Summary of critical thinking and meta-cognition questions

The above examples provide a basis for critical thinking and give students an idea of what questions will aid them in their analysis and evaluation of topics, issues, and subjects. One of the benefits associated with critical thinking questions is their flexibility. Applicable to any subject, students can use critical thinking questions to examine any topic in detail and to gain a greater understanding.
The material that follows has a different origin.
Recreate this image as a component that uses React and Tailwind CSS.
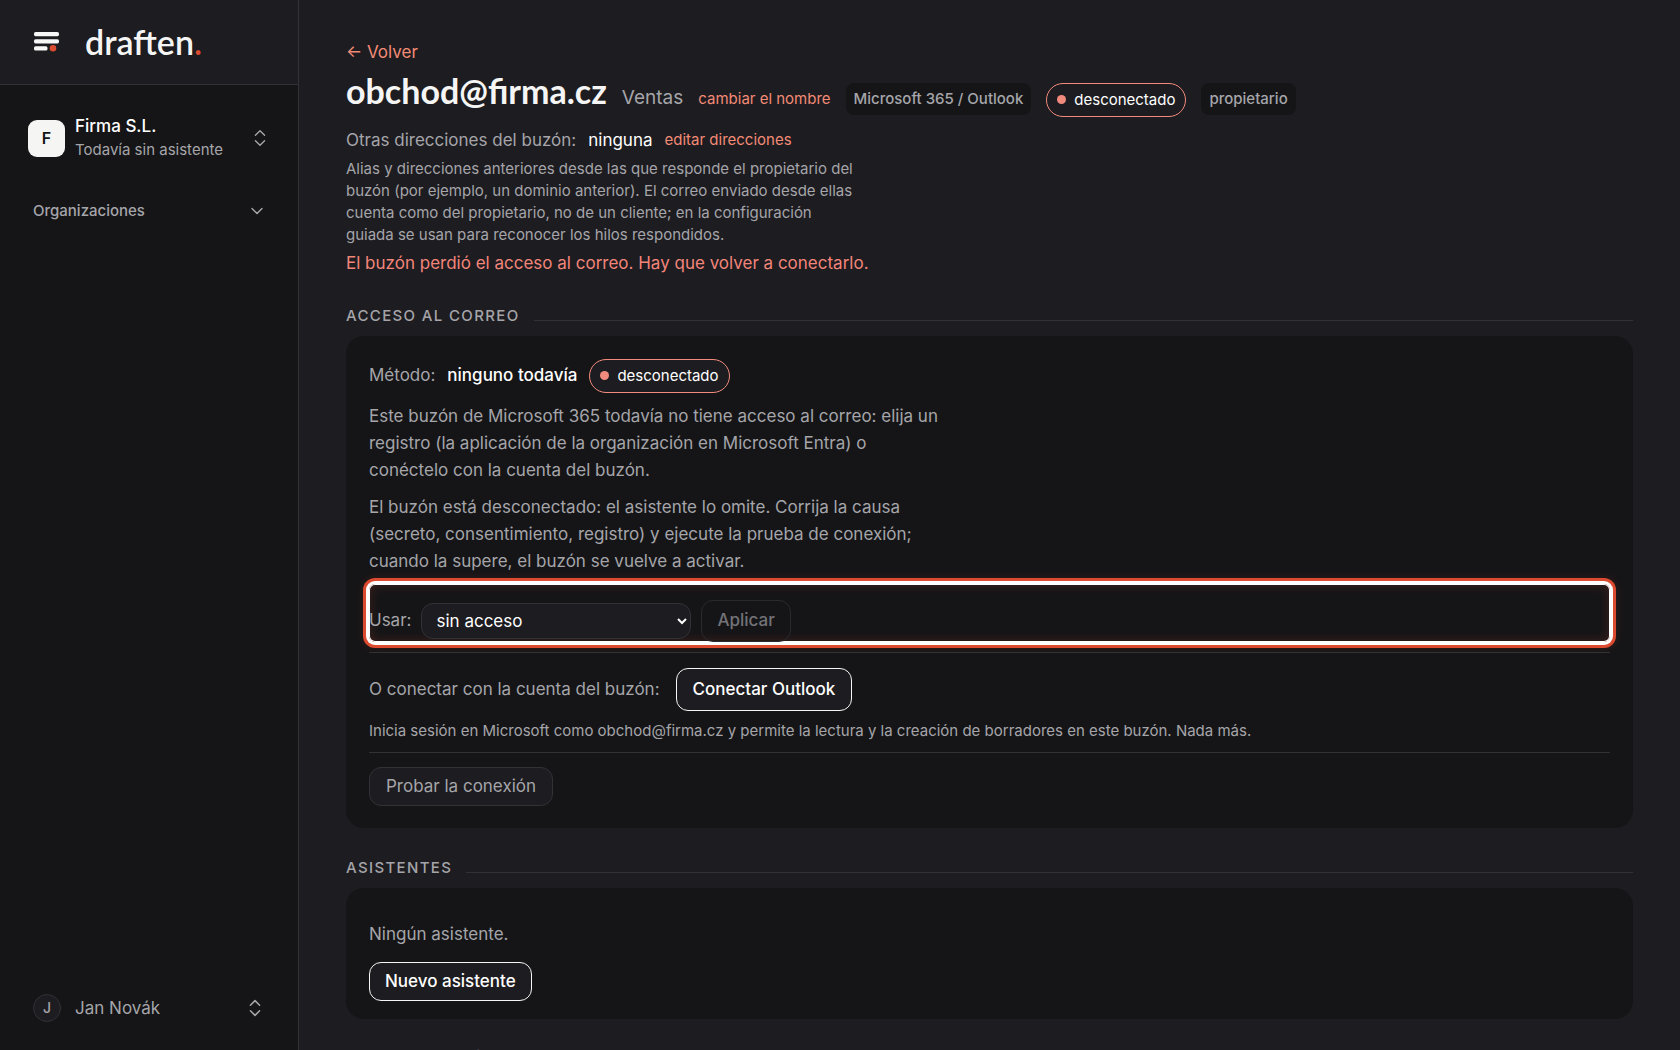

Furthermore, critical thinking questions can be modified for students of all ages. By teaching children to think critically from a young age, this approach becomes automatic for students as they continue with their education. As well as helping to ensure students achieve high grades in assignments and tests, critical thinking will give students the tools to examine topics in real-life scenarios and to understand the broader issues which underpin them.

As a result, students can develop a more realistic understanding of issues and how they impact people, as opposed to purely academic and theoretical arguments which may arise from a non-critical approach.